── DATA LINES ──

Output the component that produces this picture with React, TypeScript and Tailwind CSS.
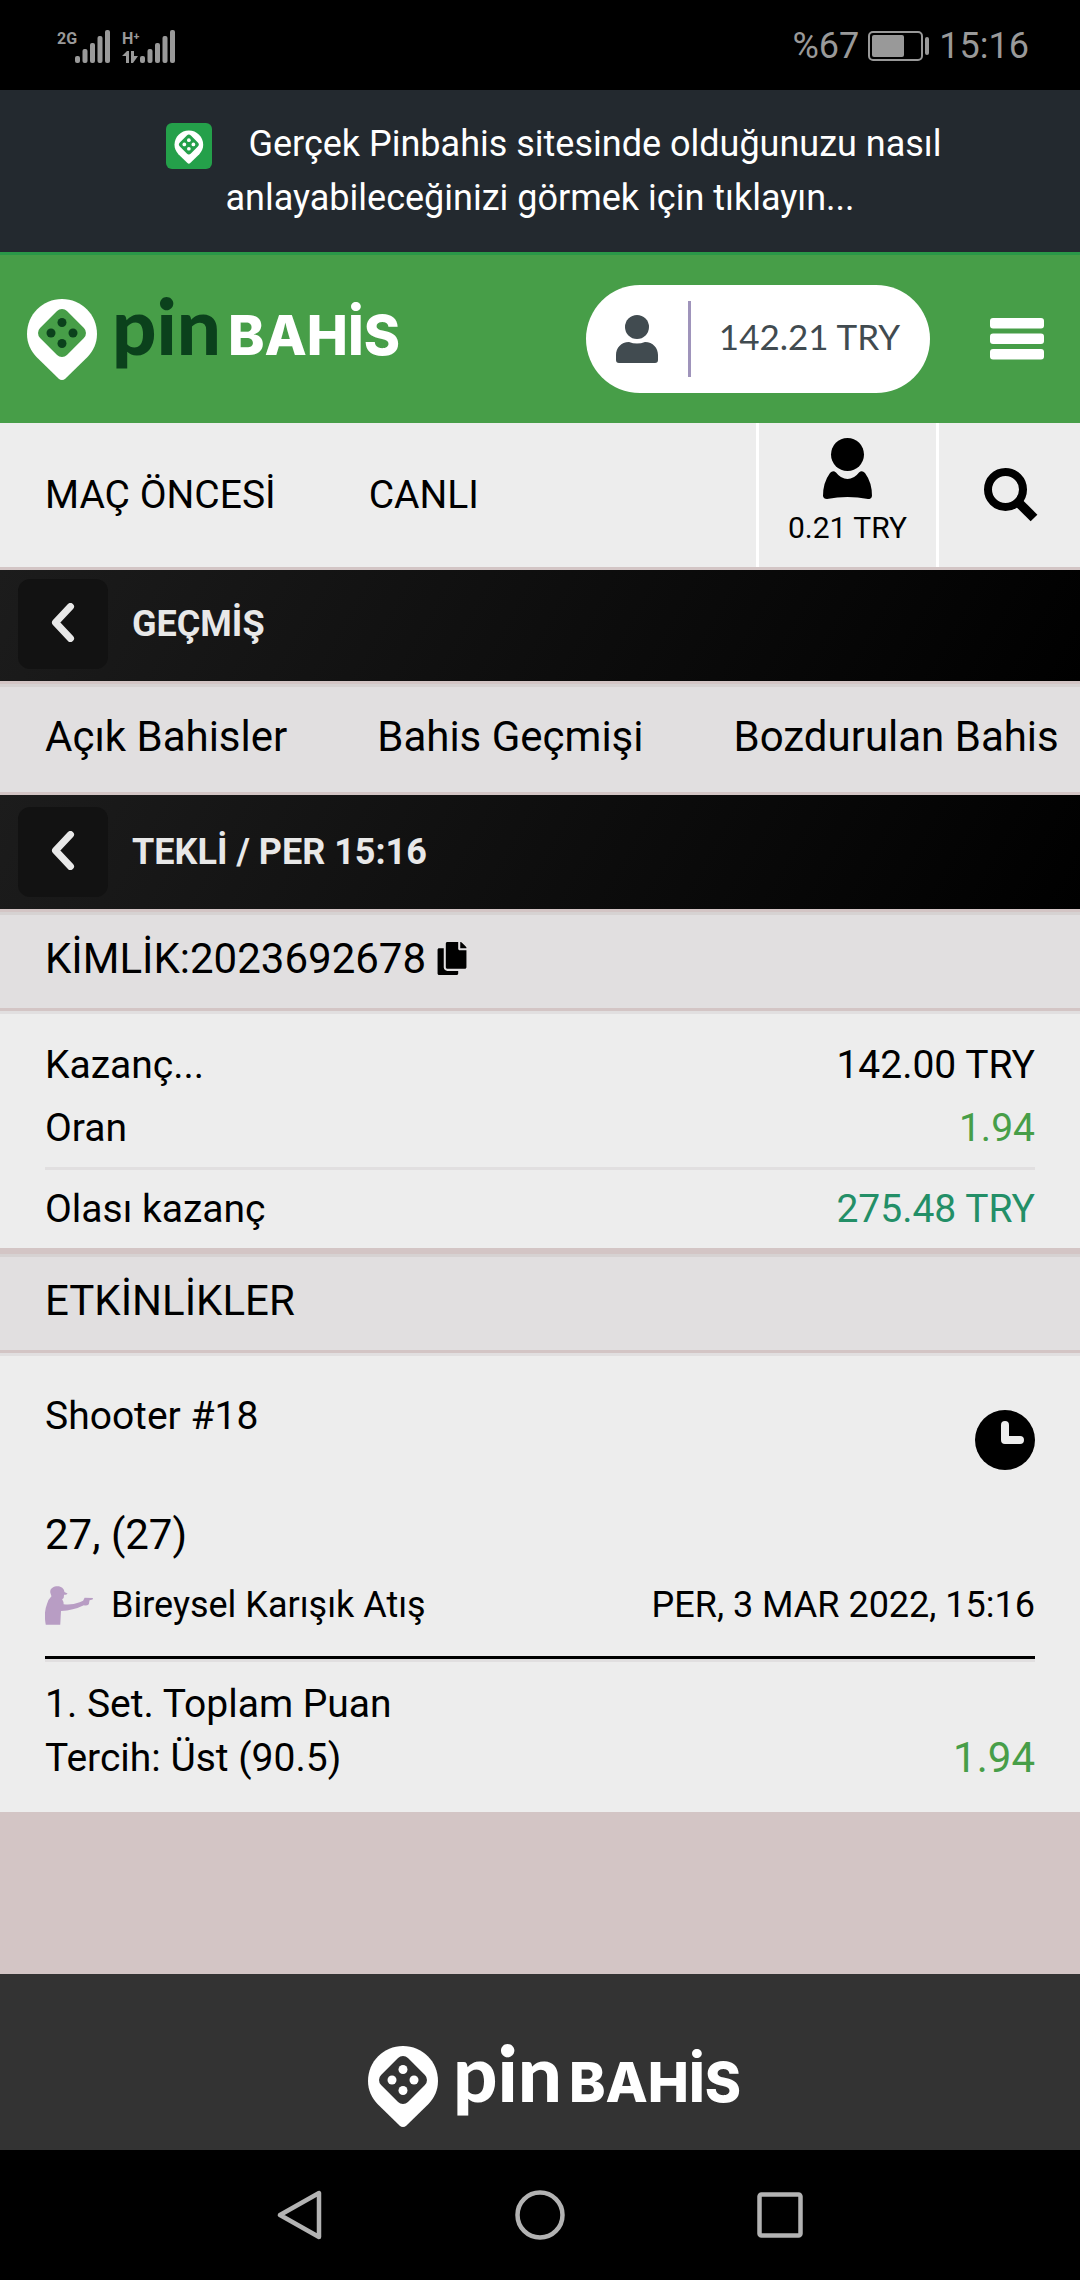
import { FC, ReactNode } from 'react';
import { FaCopy } from 'react-icons/fa';

interface LogoProps {
  pinText: string;
  dots: string;
  inner: string;
}

const PIN_PATH =
  'M35 0C54.500 0 70 15.500 70 35c0 9-3.500 16.500-9.500 23L38.500 79.500q-3.500 3-7 0L9.500 58C3.500 51.500 0 44 0 35 0 15.500 15.500 0 35 0Z';

const PinMark: FC<{ dots: string; inner: string }> = ({ dots, inner }) => (
  <>
    <path d={PIN_PATH} fill="#fff" />
    <rect x="16" y="15" width="38" height="38" rx="7" transform="rotate(45 35 34)" fill={inner} />
    <g fill={dots}>
      <circle cx="35" cy="23.500" r="4.500" />
      <circle cx="35" cy="44.500" r="4.500" />
      <circle cx="24" cy="34" r="4.500" />
      <circle cx="46" cy="34" r="4.500" />
    </g>
  </>
);

const Logo: FC<LogoProps> = ({ pinText, dots, inner }) => (
  <svg viewBox="0 0 380 81" className="h-[81px] w-[380px] overflow-visible" role="img" aria-label="pinBAHİS">
    <PinMark dots={dots} inner={inner} />
    <text x="85" y="56" fontFamily="Lato, sans-serif" fontSize="78" fontWeight="900" fill={pinText}>pin</text>
    <text x="201" y="56" fontFamily="Inter, sans-serif" fontSize="55" fontWeight="800" fill="#fff">BAHİS</text>
  </svg>
);

const SignalBars = () => (
  <svg viewBox="0 0 35 33" className="h-[33px] w-[35px]" fill="#999">
    <rect x="0" y="26" width="5" height="7" rx="2" />
    <rect x="7.500" y="19" width="5" height="14" rx="2" />
    <rect x="15" y="13" width="5" height="20" rx="2" />
    <rect x="22.500" y="6" width="5" height="27" rx="2" />
    <rect x="30" y="0" width="5" height="33" rx="2" />
  </svg>
);

const StatusBar = () => (
  <div className="h-[90px] bg-black text-[#999] flex items-center justify-between pl-[57px] pr-[51px] pt-[2px]">
    <div className="flex items-end gap-[12px]">
      <div className="flex">
        <span className="w-[18px] text-[16px] leading-[18px] font-bold">2G</span>
        <SignalBars />
      </div>
      <div className="flex">
        <div className="w-[18px]">
          <div className="text-[16px] leading-[18px] font-bold whitespace-nowrap">H⁺</div>
          <svg viewBox="0 0 16 12" className="w-[16px] h-[12px] mt-[3px]" fill="#999">
            <path d="M0 5 5 0h2v12H4V5ZM9 0h3v5h4l-5 7H9Z" />
          </svg>
        </div>
        <SignalBars />
      </div>
    </div>
    <div className="flex items-center gap-[9px] text-[36px]">
      <span>%67</span>
      <svg viewBox="0 0 62 30" className="w-[62px] h-[30px]">
        <rect x="1" y="1" width="53" height="28" rx="4" fill="none" stroke="#999" strokeWidth="2" />
        <rect x="4" y="4" width="32" height="22" rx="2" fill="#999" />
        <rect x="57" y="6" width="4" height="18" rx="2" fill="#999" />
      </svg>
      <span>15:16</span>
    </div>
  </div>
);

const Notice = () => (
  <a href="#" className="block bg-[#23292f] text-white text-center text-[36px] leading-[54px] py-[27px] px-[120px]">
    <svg viewBox="0 0 46 46" className="inline-block w-[46px] h-[46px] ml-[28px] mr-[27px] align-middle">
      <rect width="46" height="46" rx="6" fill="#24a04a" />
      <g transform="translate(8.500 7.500) scale(.41)">
        <PinMark dots="#fff" inner="#24a04a" />
      </g>
    </svg>{' '}
    Gerçek Pinbahis sitesinde olduğunuzu nasıl anlayabileceğinizi görmek için tıklayın...
  </a>
);

const Header = () => (
  <header className="bg-[#479e48] border-t-[3px] border-[#2a9848] h-[171px] flex items-center pl-[27px] pr-[36px]">
    <Logo pinText="#0b411c" dots="#0b411c" inner="#479e48" />
    <button className="ml-auto h-[108px] bg-white rounded-full flex items-center pl-[30px] pr-[30px] text-[#414b50]">
      <svg viewBox="0 0 42 48" className="w-[42px] h-[48px]" fill="currentColor">
        <circle cx="21" cy="12" r="12" />
        <path d="M13 27Q21 30 29 27C37 27 42 33 42 40v5q0 3-3 3H3q-3 0-3-3v-5C0 33 5 27 13 27Z" />
      </svg>
      <span className="w-[3px] h-[76px] bg-[#9f94bb] ml-[30px] mr-[28px]" />
      <span className="font-[Lato,sans-serif] text-[35px] pb-[6px]">142.21 TRY</span>
    </button>
    <button aria-label="Menü" className="ml-[60px]">
      <svg viewBox="0 0 54 42" className="w-[54px] h-[42px]" fill="#fff">
        <rect y="0" width="54" height="10.500" rx="3" />
        <rect y="15.500" width="54" height="10.500" rx="3" />
        <rect y="31" width="54" height="10.500" rx="3" />
      </svg>
    </button>
  </header>
);

const MainNav = () => (
  <nav className="bg-[#ededed] h-[144px] flex items-stretch text-[39px]">
    <a href="#" className="flex items-center pl-[45px]">MAÇ ÖNCESİ</a>
    <a href="#" className="flex items-center pl-[93px]">CANLI</a>
    <button className="ml-auto w-[183px] border-x-[3px] border-white flex flex-col items-center pt-[15px]">
      <svg viewBox="0 0 49 61" className="w-[49px] h-[61px]">
        <circle cx="24.500" cy="16.500" r="16.500" />
        <path d="M7 35q3-3 6-.500Q18 41 24.500 41T36 34.500q3-2.500 6 .500 7 9.500 7 23-.500 3.500-4 3Q24.500 57 4 61q-3.500 0-4-3Q0 44.500 7 35Z" />
      </svg>
      <span className="text-[30px] leading-[36px] mt-[11px]">0.21 TRY</span>
    </button>
    <button aria-label="Ara" className="w-[141px] flex items-center justify-center pl-[3px]">
      <svg viewBox="0 0 54 54" className="w-[54px] h-[54px]">
        <circle cx="21.500" cy="21.500" r="17.500" fill="none" stroke="#000" strokeWidth="8" />
        <path d="M34.500 34.500 50 50" stroke="#000" strokeWidth="9.500" />
      </svg>
    </button>
  </nav>
);

const TitleBar: FC<{ title: string; className: string }> = ({ title, className }) => (
  <div className={`flex items-center pl-[18px] my-[3px] bg-[linear-gradient(120deg,#1c1c1c,#000)] ${className}`}>
    <button aria-label="Geri" className="w-[90px] h-[90px] rounded-xl bg-[#121212] flex items-center justify-center pb-[4px]">
      <svg viewBox="0 0 24 39" className="w-[24px] h-[39px]" fill="none" stroke="#e8e8e8" strokeWidth="7" strokeLinecap="round" strokeLinejoin="round">
        <path d="M19.500 3.500 4.500 19.500l15 16" />
      </svg>
    </button>
    <h2 className="ml-[24px] text-[36px] leading-[36px] font-bold text-[#e8e8e8]">{title}</h2>
  </div>
);

const SectionHeader: FC<{ children: ReactNode }> = ({ children }) => (
  <div className="bg-[#e1dfe0] border-t-[3px] border-[#d6d2d2] h-[96px] flex items-center px-[45px] pb-[6px] text-[42px]">
    {children}
  </div>
);

const summary = [
  { label: 'Kazanç...', value: '142.00 TRY', color: 'text-black' },
  { label: 'Oran', value: '1.94', color: 'text-[#479e48]' },
];

const tabs = ['Açık Bahisler', 'Bahis Geçmişi', 'Bozdurulan Bahis'];

const Summary = () => (
  <dl className="bg-[#ededed] border-t-[3px] border-[#e1dfe0] mt-[3px] px-[45px] pt-[20px] text-[39px]">
    {summary.map((row) => (
      <div key={row.label} className="flex justify-between leading-[63px]">
        <dt>{row.label}</dt>
        <dd className={row.color}>{row.value}</dd>
      </div>
    ))}
    <div className="flex justify-between leading-[60px] mt-[7px] pt-[9px] pb-[9px] border-t-[3px] border-[#e1dfe0]">
      <dt>Olası kazanç</dt>
      <dd className="text-[#238f67]">275.48 TRY</dd>
    </div>
  </dl>
);

const EventCard = () => (
  <article className="bg-[#ededed] border-t-[3px] border-[#e1dfe0] mt-[3px] px-[45px] pt-[33px] pb-[27px] text-[39px]">
    <div className="flex justify-between items-start">
      <div className="leading-[54px]">Shooter #18</div>
      <svg viewBox="0 0 60 60" className="w-[60px] h-[60px] mt-[21px]">
        <circle cx="30" cy="30" r="30" />
        <path d="M30 15v15h15" fill="none" stroke="#ededed" strokeWidth="8" strokeLinecap="round" strokeLinejoin="round" />
      </svg>
    </div>
    <div className="text-[42px] leading-[54px] mt-[38px]">27, (27)</div>
    <div className="flex items-center text-[36px] leading-[54px] mt-[16px] pb-[24px]">
      <svg viewBox="0 0 126 101" className="w-[48px] h-[39px] mr-[18px]" fill="#b89dc4">
        <path d="M14 17C12 6 22 0 33 0c10 0 17 6 18 15l8 4q0 3-5 3h-4l-1 9-4 3q4 6 4 13 20 3 42-5l9-4 4-8 22 1-1 4-8 2-2 10q-5 5-13 3-28 14-60 15l-2 36H2Q-4 70 5 47q4-14 12-21Z" />
      </svg>
      <span>Bireysel Karışık Atış</span>
      <time className="ml-auto">PER, 3 MAR 2022, 15:16</time>
    </div>
    <div className="h-[6px] bg-[#e1dfe0] border-t-[3px] border-black" />
    <div className="flex justify-between items-end leading-[54px] pt-[15px]">
      <div>
        <div>1. Set. Toplam Puan</div>
        <div>Tercih: Üst (90.5)</div>
      </div>
      <div className="text-[42px] text-[#479e48]">1.94</div>
    </div>
  </article>
);

const SystemNav = () => (
  <div className="h-[130px] bg-black flex items-center justify-center gap-[190px]">
    <button aria-label="Geri">
      <svg viewBox="0 0 50 50" className="w-[50px] h-[50px]" fill="none" stroke="#b3b3b3" strokeWidth="4.500" strokeLinejoin="round">
        <path d="M44 3v44L5 25Z" />
      </svg>
    </button>
    <button aria-label="Ana ekran">
      <svg viewBox="0 0 50 50" className="w-[50px] h-[50px]" fill="none" stroke="#b3b3b3" strokeWidth="4.500">
        <circle cx="25" cy="25" r="22.500" />
      </svg>
    </button>
    <button aria-label="Son uygulamalar">
      <svg viewBox="0 0 50 50" className="w-[50px] h-[50px]" fill="none" stroke="#b3b3b3" strokeWidth="4.500">
        <rect x="4.500" y="4.500" width="41" height="41" rx="2" />
      </svg>
    </button>
  </div>
);

const App: FC = () => {
  return (
    <div className="min-h-screen flex flex-col bg-[#d3c5c5] text-black font-[Roboto,sans-serif]">
      <StatusBar />
      <Notice />
      <Header />
      <MainNav />

      {/* Bet history */}
      <main>
        <TitleBar title="GEÇMİŞ" className="h-[111px] pb-[3px]" />
        <nav className="bg-[#e1dfe0] border-t-[3px] border-[#d6d2d2] h-[108px] flex items-center gap-[90px] pl-[45px] pb-[6px] text-[42px] whitespace-nowrap overflow-hidden">
          {tabs.map((tab) => (
            <a key={tab} href="#">{tab}</a>
          ))}
        </nav>

        {/* Selected coupon */}
        <TitleBar title="TEKLİ / PER 15:16" className="h-[114px]" />
        <SectionHeader>
          KİMLİK:2023692678
          <button aria-label="Kopyala" className="ml-[11px]">
            <FaCopy className="w-[30px] h-[33px]" />
          </button>
        </SectionHeader>
        <Summary />
        <div className="mt-[6px]">
          <SectionHeader>ETKİNLİKLER</SectionHeader>
        </div>
        <EventCard />
      </main>

      <footer className="mt-auto bg-[#333] h-[176px] pt-[72px] flex justify-center pl-[36px]">
        <Logo pinText="#fff" dots="#fff" inner="#333" />
      </footer>
      <SystemNav />
    </div>
  );
};

export default App;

───

- _WHAT THE TASK REQUIRES_
Up to and including the line containing "15.500 0 35 0Z';", repeat every line from the start of the data, but none of the pictures.

- _SOLUTION TO THE PROBLEM_
Output the component that produces this picture with React, TypeScript and Tailwind CSS.
import { FC, ReactNode } from 'react';
import { FaCopy } from 'react-icons/fa';

interface LogoProps {
  pinText: string;
  dots: string;
  inner: string;
}

const PIN_PATH =
  'M35 0C54.500 0 70 15.500 70 35c0 9-3.500 16.500-9.500 23L38.500 79.500q-3.500 3-7 0L9.500 58C3.500 51.500 0 44 0 35 0 15.500 15.500 0 35 0Z';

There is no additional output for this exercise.